What is needed:
Only the lines from the top of the listing below to the line that has "const widths = [46, 79, 139, 121, 94, null];" should be echoed, with both ends kept and pictures left out.

START

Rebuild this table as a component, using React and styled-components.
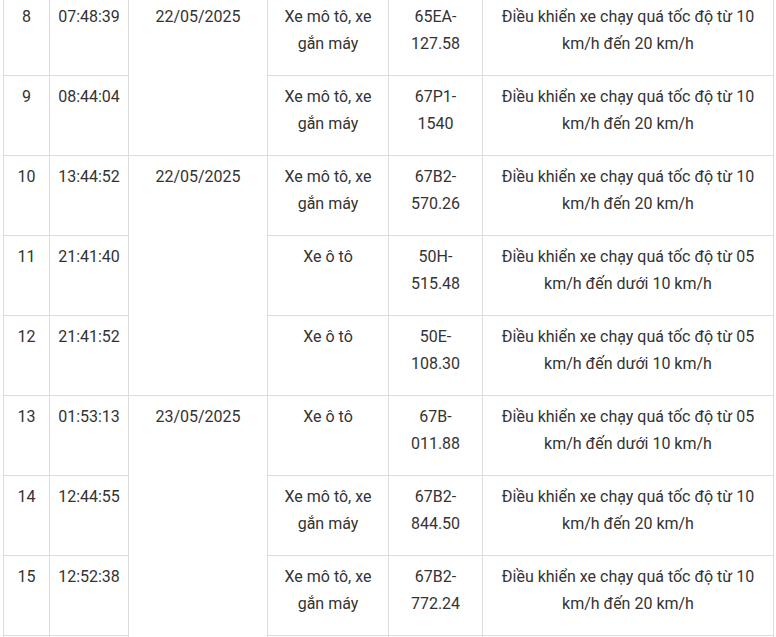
import React from "react";
import styled, { createGlobalStyle } from "styled-components";

const GlobalStyle = createGlobalStyle`
  html, body {
    margin: 0;
    padding: 0;
    overflow: hidden;
    background: #fff;
  }
  body {
    font-family: Roboto, "Noto Sans", "Liberation Sans", sans-serif;
  }
`;

const widths = [46, 79, 139, 121, 94, null];

const rows = [
  { no: 8, time: "07:48:39", date: "22/05/2025", span: 2, type: "Xe mô tô, xe gắn máy", plate: "65EA-127.58", fault: "Điều khiển xe chạy quá tốc độ từ 10 km/h đến 20 km/h" },
  { no: 9, time: "08:44:04", type: "Xe mô tô, xe gắn máy", plate: "67P1-1540", fault: "Điều khiển xe chạy quá tốc độ từ 10 km/h đến 20 km/h" },
  { no: 10, time: "13:44:52", date: "22/05/2025", span: 3, type: "Xe mô tô, xe gắn máy", plate: "67B2-570.26", fault: "Điều khiển xe chạy quá tốc độ từ 10 km/h đến 20 km/h" },
  { no: 11, time: "21:41:40", type: "Xe ô tô", plate: "50H-515.48", fault: "Điều khiển xe chạy quá tốc độ từ 05 km/h đến dưới 10 km/h" },
  { no: 12, time: "21:41:52", type: "Xe ô tô", plate: "50E-108.30", fault: "Điều khiển xe chạy quá tốc độ từ 05 km/h đến dưới 10 km/h" },
  { no: 13, time: "01:53:13", date: "23/05/2025", span: 4, type: "Xe ô tô", plate: "67B-011.88", fault: "Điều khiển xe chạy quá tốc độ từ 05 km/h đến dưới 10 km/h" },
  { no: 14, time: "12:44:55", type: "Xe mô tô, xe gắn máy", plate: "67B2-844.50", fault: "Điều khiển xe chạy quá tốc độ từ 10 km/h đến 20 km/h" },
  { no: 15, time: "12:52:38", type: "Xe mô tô, xe gắn máy", plate: "67B2-772.24", fault: "Điều khiển xe chạy quá tốc độ từ 10 km/h đến 20 km/h" },
  // next row only shows its top border at the bottom edge
  { no: "", time: "", type: "", plate: "", fault: "" },
];

const Page = styled.div`
  padding-left: 3px;
  margin-top: -5px;
`;

const Table = styled.table`
  width: 771px;
  table-layout: fixed;
  border-collapse: collapse;
  color: #333;
  font-size: 16px;
  line-height: 27px;
`;

const Col = styled.col`
  width: ${(p) => (p.$w ? `${p.$w}px` : "auto")};
`;

const Row = styled.tr`
  height: 80px;
`;

const Cell = styled.td`
  border: 1px solid #dcdcdc;
  padding: 7px 8px 5px;
  text-align: center;
  vertical-align: top;
  word-wrap: break-word;
`;

const App = () => {
  return (
    <Page>
      <GlobalStyle />
      <Table>
        <colgroup>
          {widths.map((w, i) => (
            <Col key={i} $w={w} />
          ))}
        </colgroup>
        <tbody>
          {rows.map((r, i) => (
            <Row key={i}>
              <Cell>{r.no}</Cell>
              <Cell>{r.time}</Cell>
              {r.date && <Cell rowSpan={r.span}>{r.date}</Cell>}
              <Cell>{r.type}</Cell>
              <Cell>{r.plate}</Cell>
              <Cell>{r.fault}</Cell>
            </Row>
          ))}
        </tbody>
      </Table>
    </Page>
  );
};

export default App;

END

Result of the exercise:
Rebuild this table as a component, using React and styled-components.
import React from "react";
import styled, { createGlobalStyle } from "styled-components";

const GlobalStyle = createGlobalStyle`
  html, body {
    margin: 0;
    padding: 0;
    overflow: hidden;
    background: #fff;
  }
  body {
    font-family: Roboto, "Noto Sans", "Liberation Sans", sans-serif;
  }
`;

const widths = [46, 79, 139, 121, 94, null];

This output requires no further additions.